Sustained efforts by the flight training community highlights a near 50 percent reduction over the 20 years analyzed.
This report, a collaboration between the AOPA Air Safety Institute and the Liberty University School of Aeronautics, covers fatal training accidents in the United States from 2000 to 2019. During the 20-year period there were 287 fatal flight training accidents.
Flight training for our purposes includes both dual and solo operations that were categorized by the NTSB as “instructional.” We examined fatal accidents in the United States in fixed-wing, piston singles, and light twins with reciprocating engines under 500 horsepower per engine. The data excludes foreign accidents and accidents in airplanes that were amateur-built, light-sport, twin-engine with more than six seats, and single-engine with more than 500 horsepower.
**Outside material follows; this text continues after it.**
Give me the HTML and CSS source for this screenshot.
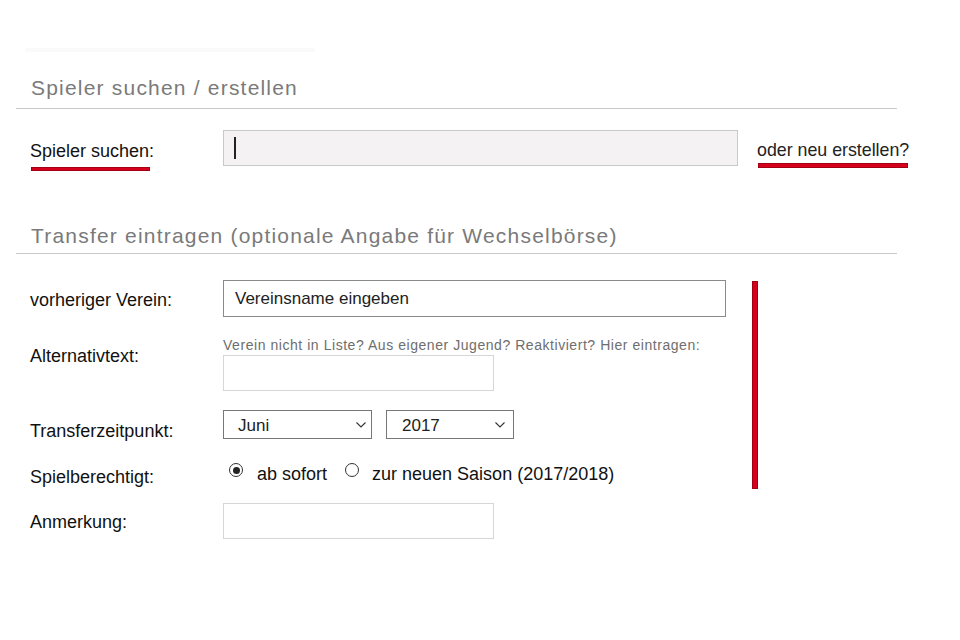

The overall fatal flight training accident rate continues to improve. In the first five years of this century (2000 to 2004), the fatal accident rate averaged 0.49 per hundred thousand hours. From 2005 to 2009 that rate dropped to 0.41. Into the second decade (2010 to 2014), the rate averaged 0.39 and ended from 2015 to 2019 at 0.26.
Sustained efforts by the flight training community highlight a near 50 percent reduction over the 20 years analyzed. While flight activity trended downward from 2000 to 2014, recent activity numbers show a complete recovery around 2018, ending with 5.7 million hours per year.
The descriptions in this report will compare the fatal accidents from the first decade (the 2000s) to the second decade (the 2010s). The FAA estimates that just over 37 million instructional flight hours1 were flown during the 2000s and just under 38 million during the 2010s, making comparative analysis relatively straightforward.
Loss of Control in Flight (LOC-I) was the leading cause of fatal instructional accidents, followed by Midair Collisions (MAC) and Controlled Flight Into Terrain (CFIT).
1 Using the rate criteria described above (certificated, fixed-wing, piston-engine singles and light twins, excluding experimentals, LSAs, and exhibition aircraft).